**THE PROBLEM**
Omit all pictures, then retype the data exactly as given.

**PROVIDED DATA**
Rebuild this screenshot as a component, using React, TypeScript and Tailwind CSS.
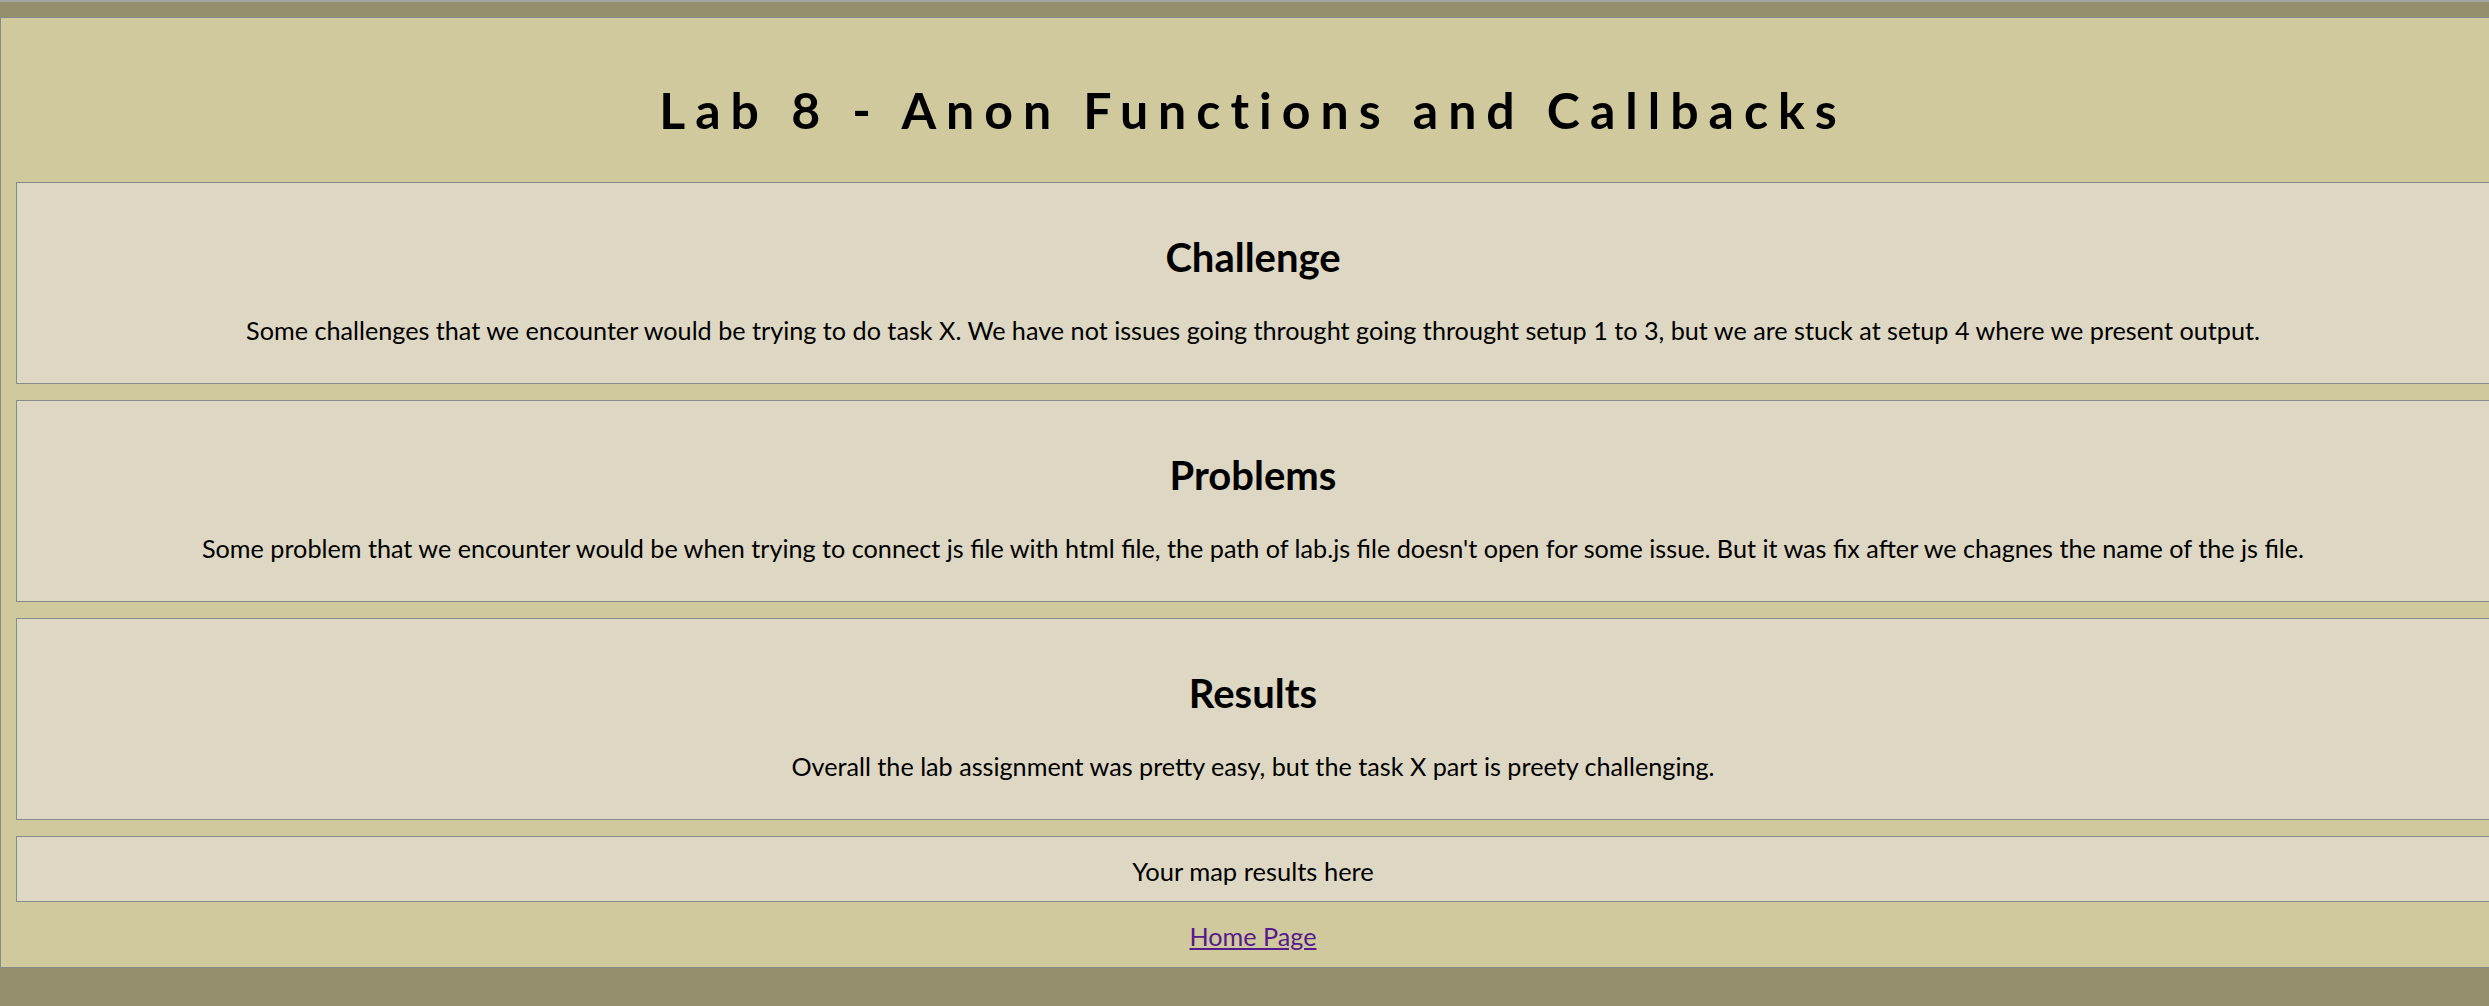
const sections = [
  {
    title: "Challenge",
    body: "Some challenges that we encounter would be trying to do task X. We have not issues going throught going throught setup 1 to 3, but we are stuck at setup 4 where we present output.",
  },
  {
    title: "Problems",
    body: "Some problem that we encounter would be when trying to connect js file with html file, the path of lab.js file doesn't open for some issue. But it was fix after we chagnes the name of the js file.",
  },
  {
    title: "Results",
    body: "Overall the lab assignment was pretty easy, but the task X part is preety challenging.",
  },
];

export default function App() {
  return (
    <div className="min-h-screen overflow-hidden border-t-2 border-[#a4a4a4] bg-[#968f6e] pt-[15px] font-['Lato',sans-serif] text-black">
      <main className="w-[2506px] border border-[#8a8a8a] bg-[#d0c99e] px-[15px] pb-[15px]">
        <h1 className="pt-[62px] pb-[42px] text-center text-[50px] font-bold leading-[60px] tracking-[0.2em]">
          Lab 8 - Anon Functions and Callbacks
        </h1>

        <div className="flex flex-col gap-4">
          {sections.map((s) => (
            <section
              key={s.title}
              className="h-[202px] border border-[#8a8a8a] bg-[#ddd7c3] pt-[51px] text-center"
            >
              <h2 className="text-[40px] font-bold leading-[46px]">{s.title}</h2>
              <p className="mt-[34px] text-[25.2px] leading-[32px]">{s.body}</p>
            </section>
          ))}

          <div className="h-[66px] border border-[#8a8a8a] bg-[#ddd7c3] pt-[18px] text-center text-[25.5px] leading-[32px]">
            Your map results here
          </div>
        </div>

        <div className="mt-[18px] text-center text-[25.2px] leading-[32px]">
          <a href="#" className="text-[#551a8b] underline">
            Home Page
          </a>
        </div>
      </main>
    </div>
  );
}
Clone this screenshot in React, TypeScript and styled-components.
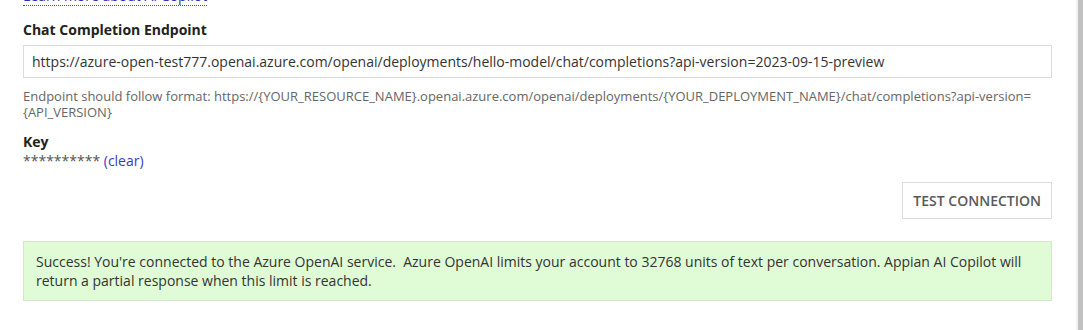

**FINISHED ANSWER**
Rebuild this screenshot as a component, using React, TypeScript and Tailwind CSS.
const sections = [
  {
    title: "Challenge",
    body: "Some challenges that we encounter would be trying to do task X. We have not issues going throught going throught setup 1 to 3, but we are stuck at setup 4 where we present output.",
  },
  {
    title: "Problems",
    body: "Some problem that we encounter would be when trying to connect js file with html file, the path of lab.js file doesn't open for some issue. But it was fix after we chagnes the name of the js file.",
  },
  {
    title: "Results",
    body: "Overall the lab assignment was pretty easy, but the task X part is preety challenging.",
  },
];

export default function App() {
  return (
    <div className="min-h-screen overflow-hidden border-t-2 border-[#a4a4a4] bg-[#968f6e] pt-[15px] font-['Lato',sans-serif] text-black">
      <main className="w-[2506px] border border-[#8a8a8a] bg-[#d0c99e] px-[15px] pb-[15px]">
        <h1 className="pt-[62px] pb-[42px] text-center text-[50px] font-bold leading-[60px] tracking-[0.2em]">
          Lab 8 - Anon Functions and Callbacks
        </h1>

        <div className="flex flex-col gap-4">
          {sections.map((s) => (
            <section
              key={s.title}
              className="h-[202px] border border-[#8a8a8a] bg-[#ddd7c3] pt-[51px] text-center"
            >
              <h2 className="text-[40px] font-bold leading-[46px]">{s.title}</h2>
              <p className="mt-[34px] text-[25.2px] leading-[32px]">{s.body}</p>
            </section>
          ))}

          <div className="h-[66px] border border-[#8a8a8a] bg-[#ddd7c3] pt-[18px] text-center text-[25.5px] leading-[32px]">
            Your map results here
          </div>
        </div>

        <div className="mt-[18px] text-center text-[25.2px] leading-[32px]">
          <a href="#" className="text-[#551a8b] underline">
            Home Page
          </a>
        </div>
      </main>
    </div>
  );
}
Clone this screenshot in React, TypeScript and styled-components.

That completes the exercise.